Her condition has been described as semi-comatose and vegetative. But the Supreme Court today ruled that euthanasia is not a permissible option for Ms Shanbaug - at least not on the basis of the current appeal. "We have no indication of Aruna Shanbaug's views or wishes," the judges said. 

A petition for euthanasia was first filed for Ms Shanbaug by Pinky Virani, a journalist who has written a book on the woman who she says is being forced to live her life stripped of basic dignity. The Supreme Court praised Ms Virani's concern, but ruled that her relationship with the patient does not give her right to petition on Ms Shanbaug's behalf for a mercy killing. The only party that can appeal for euthanasia for Ms Shanbaug is the staff of KEM Hospital which has nursed her since she was discovered in the basement, an iron chain around her neck, 11 hours after she had been sodomized by a ward boy who she had scolded for stealing food that was meant for stray animals adopted by the hospital. The chain used to strangle her had cut off the supply of oxygen to her brain. The damage was irreversible.

Ms Shanbaug has, however, changed forever India's approach to the contentious issue of euthanasia. The verdict on her case today allows passive euthanasia contingent upon circumstances. So other Indians can now argue in court for the right to withhold medical treatment - take a patient off a ventilator, for example, in the case of an irreversible coma. Today's judgement makes it clear that passive euthanasia will "only be allowed in cases where the person is in persistent vegetative state or terminally ill." (Read: What is passive euthanasia?)

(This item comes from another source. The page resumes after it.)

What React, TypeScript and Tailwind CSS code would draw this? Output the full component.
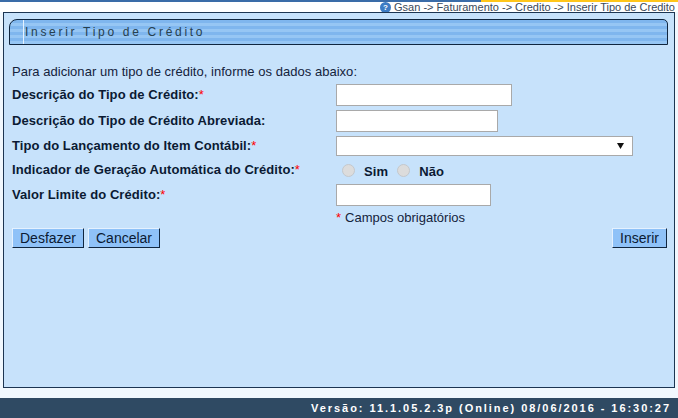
import React from 'react';

const Req = () => <span className="text-[#ff0000] font-normal">*</span>;

const Row = ({ label, required, className, children }: any) => (
    <div className={`flex items-center ${className}`}>
        <div className="w-[324px] shrink-0 text-[13px] font-bold tracking-[0.07px] text-[#0b1a33]">
            {label}:{required && <Req />}
        </div>
        {children}
    </div>
);

const TextInput = ({ className }: any) => (
    <input type="text" className={`bg-white border border-[#a9a9a9] ${className}`} />
);

const Radio = () => (
    <span className="block w-[13px] h-[13px] rounded-full border border-[#c4c8cc] bg-[#dcdcdc]" />
);

const Btn = ({ children, className }: any) => (
    <button type="button" className={`h-[20px] bg-[#8fc2f8] border border-t-[#e4f1ff] border-l-[#e4f1ff] border-r-[#10263f] border-b-[#10263f] text-[14px] text-[#0b1a33] leading-none ${className}`}>
        {children}
    </button>
);

export default function App() {
    return (
        <div className="w-[678px] h-[418px] flex flex-col bg-[#f1f8fe] overflow-hidden font-['Liberation_Sans',Arial,sans-serif]">
            <div className="flex h-[2px] shrink-0">
                <div className="w-[481px] bg-[#3a6ca8]" />
                <div className="flex-1 bg-[#ffc61a]" />
            </div>
            <div className="h-[10px] shrink-0 flex items-center justify-end gap-[3px] pr-[3px] text-[11px] leading-none text-[#3c4a5a] bg-white">
                <span className="block w-[11px] h-[11px] rounded-full bg-[#3d7cc4] text-white text-[8px] font-bold text-center leading-[11px]">?</span>
                <span>Gsan -&gt; Faturamento -&gt; Credito -&gt; Inserir Tipo de Credito</span>
            </div>
            <div className="mx-[3px] h-[376px] shrink-0 flex flex-col border border-[#1c3552] bg-[#c7e2fb] pl-[5px] pr-[5px] pt-[6px]">
                <div className="h-[26px] mr-[1px] shrink-0 flex items-center pl-[15px] border border-[#10263f] rounded-tl-[8px] rounded-tr-[5px] bg-[repeating-linear-gradient(180deg,#7fb6ee_0px,#7fb6ee_3px,#96c6f4_3px,#96c6f4_6px)] text-[12px] tracking-[2.7px] text-[#26404f]">
                    <span className="border-l border-[#e4f1ff] h-full -ml-[2px] mr-[1px]" />
                    Inserir Tipo de Crédito
                </div>
                <div className="flex flex-col pl-[3px] pr-[2px]">
                    <div className="mt-[20px] h-[14px] flex items-center text-[13px] tracking-[0.03px] text-[#14233c]">
                        Para adicionar um tipo de crédito, informe os dados abaixo:
                    </div>
                    <Row label="Descrição do Tipo de Crédito" required className="mt-[5px] h-[22px]">
                        <TextInput className="w-[176px] h-[22px]" />
                    </Row>
                    <Row label="Descrição do Tipo de Crédito Abreviada" className="mt-[4px] h-[22px]">
                        <TextInput className="w-[162px] h-[22px]" />
                    </Row>
                    <Row label="Tipo do Lançamento do Item Contábil" required className="mt-[4px] h-[20px]">
                        <div className="w-[297px] h-[20px] bg-white border border-[#a9a9a9] flex items-center justify-end pr-[8px]">
                            <svg width="7" height="6" viewBox="0 0 7 6"><path d="M0 0h7L3.5 6z" fill="#111" /></svg>
                        </div>
                    </Row>
                    <Row label="Indicador de Geração Automática do Crédito" required className="mt-[4px] h-[20px]">
                        <div className="flex items-center ml-[6px] text-[13px] font-bold tracking-[0.1px] text-[#0b1a33]">
                            <Radio />
                            <span className="ml-[9px] pt-[3px]">Sim</span>
                            <span className="ml-[9px]"><Radio /></span>
                            <span className="ml-[9px] pt-[3px]">Não</span>
                        </div>
                    </Row>
                    <Row label="Valor Limite do Crédito" required className="mt-[4px] h-[22px]">
                        <TextInput className="w-[155px] h-[22px]" />
                    </Row>
                    <div className="mt-[4px] ml-[324px] h-[16px] flex items-center text-[13px] text-[#14233c]">
                        <span className="text-[#ff0000] mr-[4px]">*</span>Campos obrigatórios
                    </div>
                    <div className="mt-[2px] flex items-center">
                        <Btn className="w-[72px]">Desfazer</Btn>
                        <Btn className="w-[72px] ml-[4px]">Cancelar</Btn>
                        <Btn className="w-[55px] ml-auto">Inserir</Btn>
                    </div>
                </div>
            </div>
            <div className="h-[10px] shrink-0" />
            <div className="h-[20px] shrink-0 bg-[#2f4a63] flex items-center justify-end pr-[7px] text-[11px] font-bold tracking-[1.95px] text-white">
                Versão: 11.1.05.2.3p (Online) 08/06/2016 - 16:30:27
            </div>
        </div>
    );
}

In each case, the relevant high court will evaluate the merits of the case, and refer the case to a medical board before deciding on whether passive euthanasia can apply. And till Parliament introduces new laws on euthanasia, it is Ms Shanbaug's case that is to be used as a point of reference by other courts.

The judge who says that a CD he reviewed of Ms  Shanbaug shows "She is certainly not brain-dead. She expresses her likes or dislike with sounds and movements. She smiles when given her favourite food...she gets disturbed when many people enter her room and calms down when touched gently."

Ms Virani issued this statement after his verdict. "Because of the Aruna Shanbaug case, the Supreme Court of India has permitted Passive Euthanasia, which means that Aruna's state will worsen with persistent diarrhoea as her body cannot handle much of that being put through the pipe; no catheter to catch body fluids and waste matter which excrete themselves; lengthening response times due to a 'sinking'. But, because of this woman who has never received justice, no other person in a similar position will have to suffer for more than three-and-a-half decades."

At the hospital which is Ms Shanbuag's home, nurses celebrated the verdict by distributing sweets. We will share a small piece with her to, said one of them. The medical attention they have lavished on Ms Shanbug was praised by the judge today in his verdict.

But in an allusion that suggests he was aware of exactly how tough Ms Shanbaug's life is, he quoted the poet Mirza Ghalib too.  "Marte hain aarzoo mein marne ki...maut aati hai par nahin aati (I die for Death, Death knocks, but comes not...)".